#### WRITTEN INSTRUCTION
Single out each line with the word "index" and copy it.

#### SUPPLIED MATERIAL
+++

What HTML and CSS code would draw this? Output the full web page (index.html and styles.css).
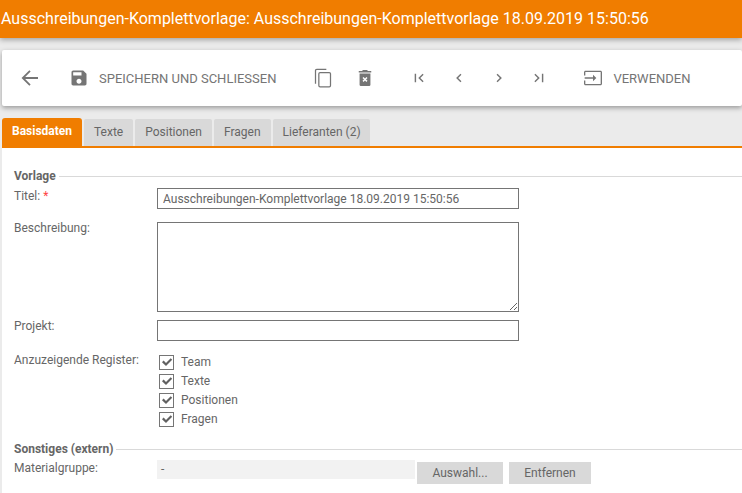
FILE: index.html
```html
<!DOCTYPE html>
<html lang="de">
<head>
<meta charset="utf-8">
<title>Ausschreibungen-Komplettvorlage</title>
<link rel="stylesheet" href="styles.css">
</head>
<body>
<header class="titlebar">Ausschreibungen-Komplettvorlage: Ausschreibungen-Komplettvorlage 18.09.2019 15:50:56</header>
<div class="toolbar">
  <button class="tool back" aria-label="Zurück"><svg viewBox="0 0 24 24" width="24" height="24"><path class="line arrow" d="M20 12H5.500M12 4.800L4.800 12l7.200 7.200"/></svg></button>
  <button class="tool save"><svg viewBox="0 0 24 24" width="20" height="20"><path d="M17 3H5c-1.110 0-2 .9-2 2v14c0 1.100.89 2 2 2h14c1.100 0 2-.9 2-2V7l-4-4zm-5 16c-1.660 0-3-1.340-3-3s1.340-3 3-3 3 1.340 3 3-1.340 3-3 3zm3-10H5V5h10v4z"/></svg><span>SPEICHERN UND SCHLIESSEN</span></button>
  <button class="tool copy" aria-label="Kopieren"><svg viewBox="0 0 24 24" width="20" height="20"><path class="line" d="M3 19V3a1.500 1.500 0 0 1 1.500-1.500H16"/><rect class="line" x="7" y="5.500" width="14" height="17" rx="1.500"/></svg></button>
  <button class="tool trash" aria-label="Löschen"><svg viewBox="0 0 24 24" width="20" height="20"><path d="M9 2.500h6v1h4.500v1.800h-15V3.500H9z"/><path d="M5.500 6.500h13V20a1.500 1.500 0 0 1-1.500 1.500H7A1.500 1.500 0 0 1 5.500 20z"/><path fill="#fff" d="M9 10.500l1.300-1.300 1.700 1.800 1.700-1.800 1.300 1.300-1.800 1.700 1.800 1.700-1.300 1.300-1.700-1.800-1.700 1.800L9 13.900l1.800-1.700z" transform="translate(0 1.500)"/></svg></button>
  <nav class="pager">
    <button class="tool" aria-label="Erste"><svg viewBox="0 0 24 24" width="24" height="24"><path d="M18.410 16.590L13.820 12l4.590-4.590L17 6l-6 6 6 6zM6 6h2v12H6z" transform="translate(12 12) scale(.72) translate(-12 -12)"/></svg></button>
    <button class="tool" aria-label="Zurück"><svg viewBox="0 0 24 24" width="24" height="24"><path d="M15.410 7.410L14 6l-6 6 6 6 1.410-1.410L10.830 12z" transform="translate(12 12) scale(.72) translate(-12 -12)"/></svg></button>
    <button class="tool" aria-label="Weiter"><svg viewBox="0 0 24 24" width="24" height="24"><path d="M10 6L8.590 7.410 13.170 12l-4.580 4.590L10 18l6-6z" transform="translate(12 12) scale(.72) translate(-12 -12)"/></svg></button>
    <button class="tool" aria-label="Letzte"><svg viewBox="0 0 24 24" width="24" height="24"><path d="M5.590 7.410L10.180 12l-4.590 4.590L7 18l6-6-6-6zM16 6h2v12h-2z" transform="translate(12 12) scale(.72) translate(-12 -12)"/></svg></button>
  </nav>
  <button class="tool use"><svg viewBox="0 0 24 24" width="20" height="20"><path d="M21 3.200H3c-1 0-1.800.8-1.800 1.800v4h1.600V4.800h18.400v14.400H2.800V15H1.200v4c0 1 .8 1.800 1.800 1.800h18c1 0 1.800-.8 1.800-1.800V5c0-1-.8-1.800-1.800-1.800zM12 16l4-4-4-4v3.200H2v1.600h10z"/></svg><span>VERWENDEN</span></button>
</div>
<div class="tabs">
  <div class="tab active">Basisdaten</div>
  <div class="tab">Texte</div>
  <div class="tab">Positionen</div>
  <div class="tab">Fragen</div>
  <div class="tab">Lieferanten (2)</div>
</div>
<main class="panel">
  <div class="section"><span>Vorlage</span></div>
  <div class="row row-title">
    <label>Titel: <em>*</em></label>
    <input class="field" type="text" value="Ausschreibungen-Komplettvorlage 18.09.2019 15:50:56">
  </div>
  <div class="row row-desc">
    <label>Beschreibung:</label>
    <textarea class="field area"></textarea>
  </div>
  <div class="row row-proj">
    <label>Projekt:</label>
    <input class="field" type="text">
  </div>
  <div class="row row-reg">
    <label>Anzuzeigende Register:</label>
    <div class="checks">
      <div class="check"><span class="box"><svg viewBox="0 0 14 14" width="14" height="14"><path d="M2 7.200l1.600-1.600L6 8l4.700-4.700 1.500 1.500L6 11z"/></svg></span>Team</div>
      <div class="check"><span class="box"><svg viewBox="0 0 14 14" width="14" height="14"><path d="M2 7.200l1.600-1.600L6 8l4.700-4.700 1.500 1.500L6 11z"/></svg></span>Texte</div>
      <div class="check"><span class="box"><svg viewBox="0 0 14 14" width="14" height="14"><path d="M2 7.200l1.600-1.600L6 8l4.700-4.700 1.500 1.500L6 11z"/></svg></span>Positionen</div>
      <div class="check"><span class="box"><svg viewBox="0 0 14 14" width="14" height="14"><path d="M2 7.200l1.600-1.600L6 8l4.700-4.700 1.500 1.500L6 11z"/></svg></span>Fragen</div>
    </div>
  </div>
  <div class="section section-ext"><span>Sonstiges (extern)</span></div>
  <div class="row row-mat">
    <label>Materialgruppe:</label>
    <div class="readonly">-</div>
    <button class="btn btn-pick">Auswahl...</button>
    <button class="btn">Entfernen</button>
  </div>
</main>
</body>
</html>
```
FILE: styles.css
```css
* { box-sizing: border-box; }
html, body { margin: 0; height: 100%; overflow: hidden; }
body {
  background: #ebebeb;
  font-family: Roboto, "Liberation Sans", sans-serif;
  font-size: 12px;
  color: #666;
}
.titlebar {
  height: 38px;
  background: #f07d00;
  color: #fff;
  font-size: 16px;
  font-weight: 400;
  line-height: 37px;
  padding-left: 1px;
  white-space: nowrap;
  box-shadow: 0 2px 5px rgba(0,0,0,.3);
}
.toolbar {
  height: 56px;
  margin: 12px 0 0 2px;
  background: #fff;
  border-radius: 2px;
  display: flex;
  align-items: center;
  box-shadow: 0 2px 5px rgba(0,0,0,.35);
}
.tool {
  border: 0;
  background: none;
  padding: 0;
  display: flex;
  align-items: center;
  font: inherit;
  font-size: 13px;
  color: #757575;
}
.tool svg { display: block; fill: #757575; }
.tool svg .line { fill: none; stroke: #757575; stroke-width: 1.500; }
.tool svg .arrow { stroke-width: 1.800; }
.back { margin-left: 16px; }
.save { margin-left: 27px; }
.save span { margin-left: 10px; }
.copy { margin-left: 37px; }
.trash { margin-left: 22px; }
.pager { display: flex; gap: 16px; margin-left: 32px; }
.use { margin-left: 32px; }
.use span { margin-left: 10px; }
.tabs {
  display: flex;
  gap: 2px;
  margin: 12px 0 0 2px;
  height: 30px;
  border-bottom: 2px solid #f07d00;
  align-items: flex-end;
}
.tab {
  height: 27px;
  padding: 0 10px;
  background: #d9d9d9;
  line-height: 26px;
  border-radius: 2px 2px 0 0;
}
.tab:last-child { padding-right: 9px; }
.tab.active {
  height: 28px;
  background: #f07d00;
  color: #fff;
  font-weight: 700;
  border-radius: 3px 3px 0 0;
}
.panel {
  margin-left: 2px;
  height: 345px;
  background: #fff;
  padding: 20px 0 0 12px;
}
.section {
  display: flex;
  align-items: center;
  height: 16px;
  font-weight: 700;
  gap: 3px;
  margin-top: 0;
}
.section span { white-space: nowrap; }
.section::after {
  content: "";
  flex: 1;
  height: 1px;
  background: #d9d9d9;
}
.row { display: flex; align-items: flex-start; }
.row label { width: 143px; flex: none; line-height: 16px; }
.row em { color: #f44; font-style: normal; }
.field {
  display: block;
  width: 362px;
  height: 21px;
  border: 1px solid #757575;
  border-radius: 0;
  padding: 0 5px;
  font: inherit;
  color: #666;
  background: #fff;
  outline: 0;
  margin: 0;
}
.area { height: 90px; }
.row-title { margin-top: 4px; }
.row-desc { margin-top: 13px; }
.row-desc label { margin-top: -2px; }
.row-proj { margin-top: 8px; }
.row-proj label { margin-top: -2px; }
.row-reg { margin-top: 11px; }
.row-reg label { margin-top: 0; }
.checks { display: flex; flex-direction: column; gap: 3px; padding-left: 2px; padding-top: 2px; }
.check { display: flex; align-items: center; height: 16px; }
.box {
  width: 15px;
  height: 15px;
  border: 1px solid #757575;
  margin-right: 7px;
  display: flex;
  align-items: center;
  justify-content: center;
}
.box svg { fill: #616161; display: block; flex: none; }
.section-ext { margin-top: 14px; }
.row-mat { margin-top: 3px; align-items: flex-start; }
.readonly {
  width: 258px;
  height: 19px;
  background: #f2f2f2;
  line-height: 19px;
  padding-left: 4px;
  flex: none;
}
.btn {
  border: 0;
  height: 22px;
  margin-top: 2px;
  background: #d9d9d9;
  font: inherit;
  color: #666;
  padding: 0;
  width: 82px;
}
.btn-pick { width: 86px; margin-left: 2px; margin-right: 6px; }
```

+++

#### ANSWER TO THIS PROBLEM
What HTML and CSS code would draw this? Output the full web page (index.html and styles.css).
FILE: index.html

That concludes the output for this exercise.